Avrupa Birliği ile Türkiye arasında yapılan mülteci anlaşması çerçevesinde Avrupa Komisyonu’ndan Ankara’ya 1,4 Milyar Euro’luk yardım paketine onay çıktı. 

Avrupa Birliği 2016 yılının Mart ayında Türkiye ile mülteci anlaşması imzalamıştı. Almanya’nın öncülüğünde yapılan anlaşmaya göre Avrupa’ya ulaşmak için Suriye, Irak ve Afganistan’dan yola çıkan 3 milyona yakın mülteci Türkiye’de tutulacak, Türkiye de bunun karşılığında para yardımı alacaktı.

Şimdiye kadar 2,4 Milyar Euro paranın Türkiye'ye aktarıldığı anlaşma çerçevesinde AB Komisyonu’ndan bir yardım paketi için daha karar çıktı. Brüksel’deki yetkililer, Avrupa Komisyonu’nun Türkiye’deki Suriyelilerin sağlık ve sosyal ihtiyaçlarının giderilmesi için Ankara’ya 1,4 Milyar Euro tutarındaki pakete onay verdiğini bildirdiler.

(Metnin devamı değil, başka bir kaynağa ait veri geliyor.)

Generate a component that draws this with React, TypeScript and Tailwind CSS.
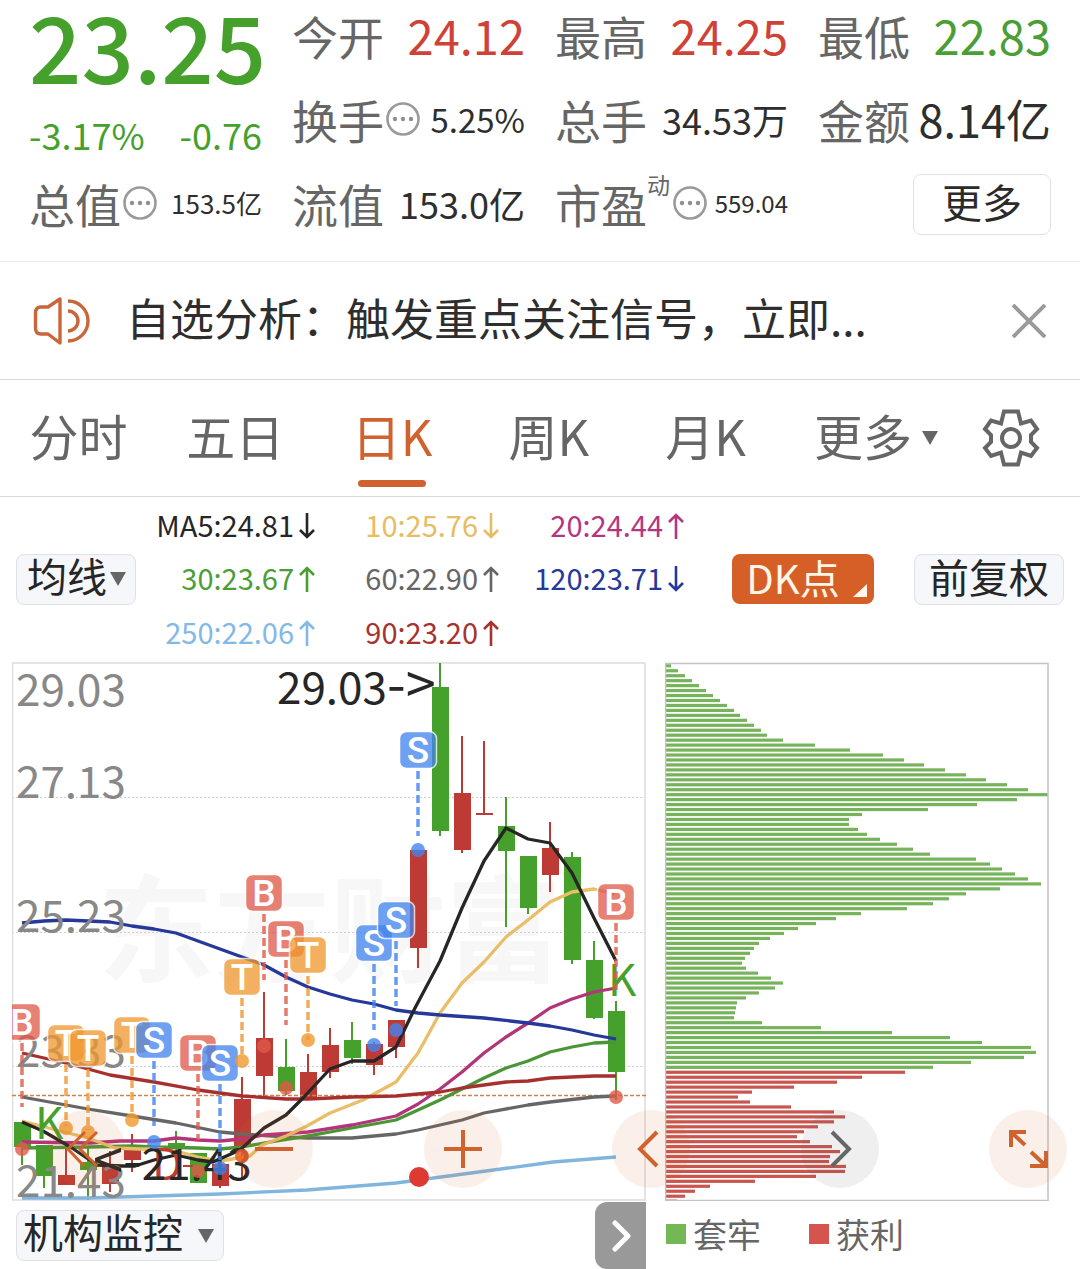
import type { ReactNode } from "react";

const GREEN = "#46a02c";
const RED = "#be3b35";

const STATS = [
  { label: "今开", value: "24.12", cls: "text-[47px] text-[#cf4238]" },
  { label: "最高", value: "24.25", cls: "text-[47px] text-[#cf4238]" },
  { label: "最低", value: "22.83", cls: "text-[47px] text-[#4a9e35]" },
  { label: "换手", value: "5.25%", cls: "text-[33px] text-[#2e2e2e]", info: true },
  { label: "总手", value: "34.53万", cls: "text-[36px] text-[#2e2e2e]" },
  { label: "金额", value: "8.14亿", cls: "text-[45px] text-[#2e2e2e]" },
  { label: "总值", value: "153.5亿", cls: "text-[26px] text-[#2e2e2e]", info: true },
  { label: "流值", value: "153.0亿", cls: "text-[36px] text-[#2e2e2e]" },
  { label: "市盈", sup: "动", value: "559.04", cls: "text-[24px] text-[#2e2e2e]", info: true },
];

const TABS = ["分时", "五日", "日K", "周K", "月K"];

const AVERAGES = [
  { text: "MA5:24.81", up: false, cls: "text-[#262626]" },
  { text: "10:25.76", up: false, cls: "text-[#e6bd62]" },
  { text: "20:24.44", up: true, cls: "text-[#b5367f]" },
  { text: "30:23.67", up: true, cls: "text-[#4a9e35]" },
  { text: "60:22.90", up: true, cls: "text-[#666666]" },
  { text: "120:23.71", up: false, cls: "text-[#26389a]" },
  { text: "250:22.06", up: true, cls: "text-[#82b9e6]" },
  { text: "90:23.20", up: true, cls: "text-[#a63330]" },
];

// x, colour, body top, body bottom, wick top, wick bottom
const CANDLES: [number, "g" | "r", number, number, number, number][] = [
  [22, "g", 1122, 1147, 1122, 1165],
  [44, "g", 1145, 1176, 1145, 1188],
  [66, "r", 1175, 1185, 1148, 1185],
  [88, "g", 1162, 1170, 1148, 1200],
  [110, "r", 1165, 1184, 1151, 1192],
  [132, "r", 1147, 1160, 1134, 1172],
  [176, "g", 1143, 1149, 1131, 1151],
  [198, "g", 1153, 1183, 1153, 1183],
  [220, "r", 1164, 1186, 1164, 1188],
  [242, "r", 1099, 1147, 1077, 1178],
  [264, "r", 1038, 1076, 992, 1096],
  [286, "g", 1067, 1091, 1039, 1095],
  [308, "r", 1072, 1100, 1054, 1100],
  [330, "r", 1045, 1072, 1028, 1078],
  [352, "g", 1040, 1058, 1022, 1064],
  [374, "r", 1044, 1065, 1042, 1075],
  [396, "r", 1020, 1047, 1020, 1058],
  [418, "r", 850, 948, 850, 968],
  [440, "g", 687, 831, 663, 836],
  [462, "r", 793, 850, 736, 853],
  [484, "r", 813, 815, 741, 815],
  [506, "g", 826, 851, 797, 927],
  [528, "g", 856, 908, 856, 914],
  [550, "r", 848, 875, 822, 892],
  [572, "g", 857, 960, 852, 964],
  [594, "g", 960, 1018, 941, 1019],
  [616, "g", 1011, 1072, 1001, 1100],
];

const LINES = [
  { color: "#82b5de", pts: "22,1198 88,1198 154,1196 220,1194 307,1190 396,1183 486,1171 553,1162 616,1157" },
  { color: "#666666", pts: "22,1097 88,1109 132,1116 176,1123 220,1132 242,1134 286,1137 308,1138 352,1138 396,1134 418,1130 462,1120 484,1113 528,1105 550,1102 594,1097 616,1096" },
  { color: "#4a9636", pts: "22,1148 88,1147 132,1146 154,1147 198,1148 220,1149 242,1147 264,1143 308,1136 330,1132 396,1120 418,1110 440,1100 462,1089 484,1078 506,1068 528,1061 550,1052 572,1047 594,1043 616,1042" },
  { color: "#b23579", pts: "22,1142 90,1143 120,1141 154,1141 176,1138 198,1140 220,1141 242,1139 264,1135 308,1132 352,1125 396,1116 418,1104 440,1089 462,1072 484,1053 506,1037 528,1023 550,1008 572,999 594,992 616,988" },
  { color: "#e8bf68", pts: "22,1121 60,1131 88,1138 115,1148 140,1149 160,1149 180,1152 198,1157 220,1161 250,1156 262,1145 286,1136 307,1126 330,1113 363,1100 396,1082 418,1053 440,1013 462,983 484,962 506,937 528,920 550,902 572,892 594,889 615,894" },
  { color: "#a6302e", pts: "22,1053 66,1063 110,1075 154,1082 198,1090 242,1096 286,1099 308,1099 352,1097 396,1096 440,1092 462,1088 506,1082 528,1081 550,1078 572,1077 594,1076 616,1076" },
  { color: "#26389a", pts: "22,923 44,921 66,920 88,921 110,922 132,926 154,929 176,933 198,941 220,949 242,957 264,965 286,977 308,987 330,994 352,1000 374,1004 396,1010 418,1013 440,1015 484,1018 528,1023 550,1026 572,1030 594,1035 616,1039" },
  { color: "#262626", pts: "22,1122 43,1131 55,1138 72,1148 97,1165 122,1166 135,1166 154,1160 176,1155 198,1160 213,1162 240,1150 264,1128 286,1115 303,1098 330,1069 352,1061 374,1061 396,1047 415,1008 440,961 462,908 484,861 506,828 528,839 550,843 572,873 594,918 616,961" },
];

// kind, x, badge centre, end of the dashed stem, dot centre
const MARKERS: ["B" | "S" | "T", number, number, number, number][] = [
  ["B", 22, 1022, 1107, 1149],
  ["T", 66, 1043, 1126, 1128],
  ["T", 88, 1048, 1130, 1132],
  ["T", 132, 1035, 1118, 1120],
  ["S", 154, 1040, 1126, 1142],
  ["B", 198, 1053, 1140, 1171],
  ["S", 220, 1063, 1160, 1168],
  ["T", 242, 977, 1058, 1061],
  ["B", 264, 893, 980, 1046],
  ["B", 286, 939, 1025, 1088],
  ["T", 308, 955, 1040, 1040],
  ["S", 374, 943, 1030, 1045],
  ["S", 396, 920, 1006, 1030],
  ["S", 418, 750, 836, 850],
  ["B", 616, 902, 990, 1097],
];

const MARKER_FILL = { B: "#e05a48", S: "#4384ee", T: "#f0982f" };

const TRAPPED = [
  5, 12, 19, 26, 33, 40, 47, 54, 61, 68, 74, 81, 88, 95, 101, 117, 149, 184, 217, 238, 258, 279, 300, 320, 341, 362,
  382, 351, 311, 262, 196, 183, 183, 192, 201, 214, 231, 247, 264, 310, 324, 336, 349, 362, 375, 334, 300, 283, 267,
  241, 195, 170, 150, 132, 118, 104, 93, 88, 84, 79, 76, 80, 92, 105, 117, 109, 93, 80, 71, 70, 69, 68, 96, 155, 226,
  284, 316, 365, 370, 358, 305, 267,
];

const PROFIT = [
  239, 196, 171, 128, 86, 72, 84, 125, 168, 179, 168, 152, 138, 131, 144, 166, 174, 164, 163, 180, 179, 150, 89, 44,
  29, 19, 11,
];

const AXIS = [
  ["29.03", 706],
  ["27.13", 798],
  ["25.23", 932],
  ["23.33", 1067],
  ["21.43", 1197],
] as const;

function Info() {
  return (
    <svg className="w-[34px] h-[34px] ml-0.5 shrink-0" viewBox="0 0 34 34" fill="none">
      <circle cx="17" cy="17" r="15.5" stroke="#9a9a9a" strokeWidth="2.6" />
      <circle cx="9" cy="17" r="2.2" fill="#8f8f8f" />
      <circle cx="17" cy="17" r="2.2" fill="#8f8f8f" />
      <circle cx="25" cy="17" r="2.2" fill="#8f8f8f" />
    </svg>
  );
}

function Caret({ className }: { className: string }) {
  return (
    <svg className={className} viewBox="0 0 16 14">
      <path d="M0 0H16L8 14Z" fill="#666" />
    </svg>
  );
}

function Quote() {
  return (
    <section className="grid grid-cols-4 gap-x-[30px] gap-y-2 px-[29px] pb-[17px] border-b border-[#ececec]">
      <div className="row-span-2 h-40 text-[#46a02c]">
        <div className="text-[92px] font-medium leading-[88px] text-center">23.25</div>
        <div className="flex justify-between text-[36px] leading-[92px]">
          <span>-3.17%</span>
          <span>-0.76</span>
        </div>
      </div>
      {STATS.map((s) => (
        <div key={s.label} className="flex items-center h-[76px] pb-1.5 whitespace-nowrap">
          <span className="text-[46px] leading-[70px] text-[#666]">{s.label}</span>
          {s.sup && <span className="self-start w-6 text-[23px] leading-8 text-[#666]">{s.sup}</span>}
          {s.info && <Info />}
          <span className={`ml-auto leading-[70px] ${s.cls}`}>{s.value}</span>
        </div>
      ))}
      <div className="flex items-center justify-end h-[76px] pb-1">
        <button className="w-[138px] h-[61px] pb-1.5 rounded-lg border border-[#e2e2e2] text-[40px] leading-[50px] text-[#2b2b2b]">
          更多
        </button>
      </div>
    </section>
  );
}

function Notice() {
  return (
    <section className="flex items-center h-[118px] px-8 border-b border-[#d9d9d9]">
      <svg className="w-[60px] h-[50px] shrink-0" viewBox="0 0 60 50" fill="none" stroke="#c8673a" strokeWidth="3.4">
        <path d="M28 3V47L16 38H9Q3.500 38 3.500 32V17Q3.500 11 9 11H16Z" strokeLinejoin="round" />
        <path d="M36 15A10 10 0 0 1 36 35M36 5A20 20 0 0 1 36 45" />
      </svg>
      <p className="flex-1 ml-[34px] pb-2 text-[44px] leading-[100px] text-[#2e2e2e] truncate">
        自选分析：触发重点关注信号，立即...
      </p>
      <button aria-label="关闭" className="p-0.5">
        <svg className="w-[34px] h-[34px]" viewBox="0 0 34 34" stroke="#9a9a9a" strokeWidth="4">
          <path d="M1 1L33 33M33 1L1 33" />
        </svg>
      </button>
    </section>
  );
}

function Tabs() {
  return (
    <nav className="flex h-[117px] pr-[26px] border-b border-[#d9d9d9] text-[49px] leading-[80px] text-[#666]">
      {TABS.map((t) => {
        const active = t === "日K";
        return (
          <button
            key={t}
            className={`relative flex-1 pb-1.5 whitespace-nowrap ${active ? "text-[#d0622f]" : ""}`}
          >
            {t}
            {active && (
              <span className="absolute left-1/2 bottom-[9px] w-[68px] h-[7px] -translate-x-1/2 rounded-full bg-[#d0622f]" />
            )}
          </button>
        );
      })}
      <button className="flex items-center justify-center gap-2.5 w-[184px]">
        <span className="pb-1.5">更多</span>
        <Caret className="w-4 h-[14px]" />
      </button>
      <button aria-label="设置" className="flex items-center justify-center w-[86px]">
        <svg className="w-[60px] h-[60px]" viewBox="0 0 60 60" fill="none" stroke="#666" strokeWidth="4">
          <path d="M23 3.500H37L40 15.500L50 12.500L56 21L50 27V34L56 40L50 48L40 44.500L37 56.500H23L20 44.500L10 48L4 40L10 34V27L4 21L10 12.500L20 15.500Z" />
          <circle cx="30" cy="30" r="9" />
        </svg>
      </button>
    </nav>
  );
}

function Averages() {
  return (
    <section className="flex items-center h-[165px] px-4">
      <label className="relative shrink-0">
        <select
          aria-label="均线"
          className="appearance-none block w-[120px] h-[51px] pl-2.5 pb-2 rounded-lg border border-[#dfe1e5] bg-[#f6f7fa] text-[40px] leading-[41px] text-[#262626]"
        >
          <option>均线</option>
        </select>
        <Caret className="absolute right-2.5 top-[18px] w-4 h-[14px] pointer-events-none" />
      </label>
      <div className="grid grid-cols-[180px_184px_185px] h-[161px] items-center">
        {AVERAGES.map((a) => (
          <div key={a.text} className={`flex items-center justify-end gap-1 text-[29px] leading-[46px] ${a.cls}`}>
            <span className="pb-1">{a.text}</span>
            <svg className="w-[18px] h-[26px]" viewBox="0 0 18 26" fill="none" stroke="currentColor" strokeWidth="2.6">
              <path d={a.up ? "M9 26V2M2 9L9 2L16 9" : "M9 0V24M2 17L9 24L16 17"} />
            </svg>
          </div>
        ))}
      </div>
      <div className="flex gap-10 ml-auto">
        <button className="relative w-[142px] h-[50px] pr-5 pb-1 rounded-lg bg-[#d65f28] text-[40px] leading-[46px] text-[#fff6e8] whitespace-nowrap">
          DK点
          <svg className="absolute right-[7px] bottom-[7px] w-[14px] h-[13px]" viewBox="0 0 14 13">
            <path d="M14 0V13H0Z" fill="#fff6ee" />
          </svg>
        </button>
        <button className="w-[150px] h-[51px] pb-1.5 rounded-lg border border-[#dfe1e5] bg-[#f6f7fa] text-[40px] leading-[43px] text-[#262626] whitespace-nowrap">
          前复权
        </button>
      </div>
    </section>
  );
}

function KLine() {
  return (
    <svg className="block flex-[634] min-w-0" viewBox="12 662 634 539">
      <text x="98" y="973" fontSize="116" fontWeight="700" fill="#f7f7f7">
        东方财富
      </text>
      {[797, 932, 1066].map((y) => (
        <line key={y} x1="12" x2="646" y1={y + 0.5} y2={y + 0.5} stroke="#cfcfcf" strokeDasharray="2 2" />
      ))}
      <rect x="12.500" y="663" width="632.500" height="537" fill="none" stroke="#dcdcdc" strokeWidth="1.500" />

      {CANDLES.map(([x, c, top, bottom, hi, lo]) => (
        <g key={x} fill={c === "g" ? GREEN : RED}>
          <rect x={x - 1} y={hi} width="2" height={lo - hi} />
          <rect x={x - 8} y={top} width="17" height={bottom - top} />
        </g>
      ))}
      <line x1="183" x2="193" y1="1166" y2="1166" stroke={RED} strokeWidth="2" />

      <line x1="12" x2="646" y1="1095.500" y2="1095.500" stroke="#c8834f" strokeWidth="1.500" strokeDasharray="4 2" />
      {LINES.map((l) => (
        <polyline key={l.color} points={l.pts} fill="none" stroke={l.color} strokeWidth="3.300" strokeLinejoin="round" />
      ))}

      {AXIS.map(([t, y]) => (
        <text key={t} x="16" y={y} fontSize="44" fill="#888888">
          {t}
        </text>
      ))}
      <g fontSize="44" fill={GREEN}>
        <text x="35" y="1139">K</text>
        <text x="608" y="996">K</text>
      </g>
      <text x="152" y="1180" fontSize="44" fill={RED}>D</text>
      <text x="277" y="704" fontSize="44" fill="#262626">
        29.03<tspan fontSize="54">{"->"}</tspan>
      </text>
      <text x="93" y="1180" fontSize="44" fill="#262626">
        <tspan fontSize="54">{"<-"}</tspan>21.43
      </text>

      {MARKERS.map(([kind, x, y, stem, dot]) => (
        <g key={x} fill={MARKER_FILL[kind]}>
          <line x1={x} x2={x} y1={y + 21} y2={stem} stroke={MARKER_FILL[kind]} strokeWidth="3.500" strokeDasharray="8 4" opacity="0.8" />
          <circle cx={x} cy={dot} r="7" opacity="0.8" />
          <rect x={x - 18.5} y={y - 18.5} width="37" height="37" rx="7" stroke="#fff" strokeWidth="1.500" opacity="0.76" />
          <text
            x={x}
            y={y + 13}
            fontSize="37"
            textAnchor="middle"
            fill="#ffffff"
            className="font-['Roboto',sans-serif] font-medium"
          >
            {kind}
          </text>
        </g>
      ))}
      <circle cx="242" cy="1156" r="7" fill="#e8622c" opacity="0.85" />
      <circle cx="419" cy="1177" r="10" fill="#dd3a32" />
    </svg>
  );
}

function ChipChart() {
  const rows = [...TRAPPED, ...PROFIT];
  return (
    <svg className="block flex-[384] min-w-0" viewBox="0 0 384 539">
      {rows.map((w, i) => (
        <rect
          key={i}
          x="1"
          y={2.2 + i * 4.957}
          width={w}
          height="3.200"
          fill={i < TRAPPED.length ? "#76b35b" : "#c9554f"}
        />
      ))}
      <path d="M0.500 538.500V1.500H383V538.500Z" fill="none" stroke="#c4c4c4" strokeWidth="1.500" />
    </svg>
  );
}

function RoundButton({ label, gray, children }: { label: string; gray?: boolean; children: ReactNode }) {
  return (
    <button
      aria-label={label}
      className={`w-[78px] h-[78px] rounded-full ${gray ? "bg-[#666666]/10 text-[#666]" : "bg-[#d9622a]/10 text-[#d0622f]"}`}
    >
      <svg className="w-full h-full" viewBox="0 0 78 78" fill="none" stroke="currentColor" strokeWidth="4">
        {children}
      </svg>
    </button>
  );
}

function Charts() {
  return (
    <section className="relative flex items-start gap-[19px] pl-3 pr-[31px]">
      <KLine />
      <ChipChart />
      <div className="absolute left-[47px] right-[13px] bottom-[13px] flex justify-between">
        <RoundButton label="快退">
          <path d="M38 22L21 39L37 56M50 22L33 39L50 56" strokeWidth="3" />
        </RoundButton>
        <RoundButton label="缩小">
          <path d="M20 39H58" />
        </RoundButton>
        <RoundButton label="放大">
          <path d="M20 39H58M39 20V58" />
        </RoundButton>
        <RoundButton label="向左">
          <path d="M45 22L28 39L45 56" />
        </RoundButton>
        <RoundButton label="向右" gray>
          <path d="M31 22L48 39L31 56" />
        </RoundButton>
        <RoundButton label="全屏">
          <path d="M37 22H22V37M23 23L36 35M42 42L56 55M57 41V56H41" />
        </RoundButton>
      </div>
    </section>
  );
}

function Footer() {
  return (
    <section className="flex items-start pl-4">
      <label className="relative mt-[9px]">
        <select
          aria-label="指标"
          className="appearance-none block w-[208px] h-[51px] pl-1.5 pb-2 rounded-lg border border-[#dfe1e5] bg-[#f6f7fa] text-[40px] leading-[41px] text-[#262626]"
        >
          <option>机构监控</option>
        </select>
        <Caret className="absolute right-2.5 top-[19px] w-4 h-[14px] pointer-events-none" />
      </label>
      <button
        aria-label="下一页"
        className="flex items-center justify-center w-[51px] h-[67px] mt-px ml-auto rounded-l-xl bg-[#999]"
      >
        <svg className="w-5 h-8" viewBox="0 0 20 32" fill="none" stroke="#fff" strokeWidth="5" strokeLinecap="round" strokeLinejoin="round">
          <path d="M4 3L17 16L4 29" />
        </svg>
      </button>
      <div className="flex items-center gap-12 w-[434px] pl-5 text-[34px] leading-[66px] text-[#666]">
        <span className="flex items-center gap-[7px]">
          <i className="w-5 h-5 bg-[#74b856]" />
          套牢
        </span>
        <span className="flex items-center gap-[7px]">
          <i className="w-5 h-5 bg-[#d6544e]" />
          获利
        </span>
      </div>
    </section>
  );
}

export default function App() {
  return (
    <main className="bg-white overflow-hidden font-['Noto_Sans_CJK_SC',sans-serif]">
      <Quote />
      <Notice />
      <Tabs />
      <Averages />
      <Charts />
      <Footer />
    </main>
  );
}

Daha önce Ankara’ya 6 Milyar Euro para veren AB, Cumhurbaşkanı Erdoğan ile yapılan pazarlıkların ardından geçtiğimiz yıl 3 Milyar Euro’nun daha da verilmesine onay verdi. 3 Milyarın 2 Milyarı AB’nin ortak bütçesinden çıkacak, geri kalan 1 Milyar ise üye ülkelerin bütçesinden ödenecek. AB’nin en güçlü ekonomisine sahip Almanya bu hesaplama yüzünden yaklaşık 500 Milyon Euro vermek zorunda kalmıştı.

AB Komisyonu ikinci paketteki 3 Milyar Euro’yu da aynı hesaplamayla Ankara’ya ödemek istemişti. Ancak başını Almanya’nın çektiği Fransa, Avusturya, İsveç, Danimarka ve Finlandiya gibi ülkeler Türkiye'nin parasını aldığı projeleri hayata geçirmediğini belirterek Brüksel’e bayrak açmışlardı.

Çünkü mülteci anlaşması için Türkiye’nin daha önce aldığı 3 Milyar Euro mülteciler için harcanmamıştı. Ankara’nın söz konusu paraları sayıları 3 milyonu bulan Suriye, Irak ve Afganistanlı mültecilerin sağlık, eğitim ve istihdamı için harcamadığı belgeleriyle ortaya çıkmasına rağmen yeni yardım paketine onayın Alman politikacı Ursala von der Leyen’in Avrupa Komisyonu başına geçmesinin hemen ardından gelmesi dikkat çekti.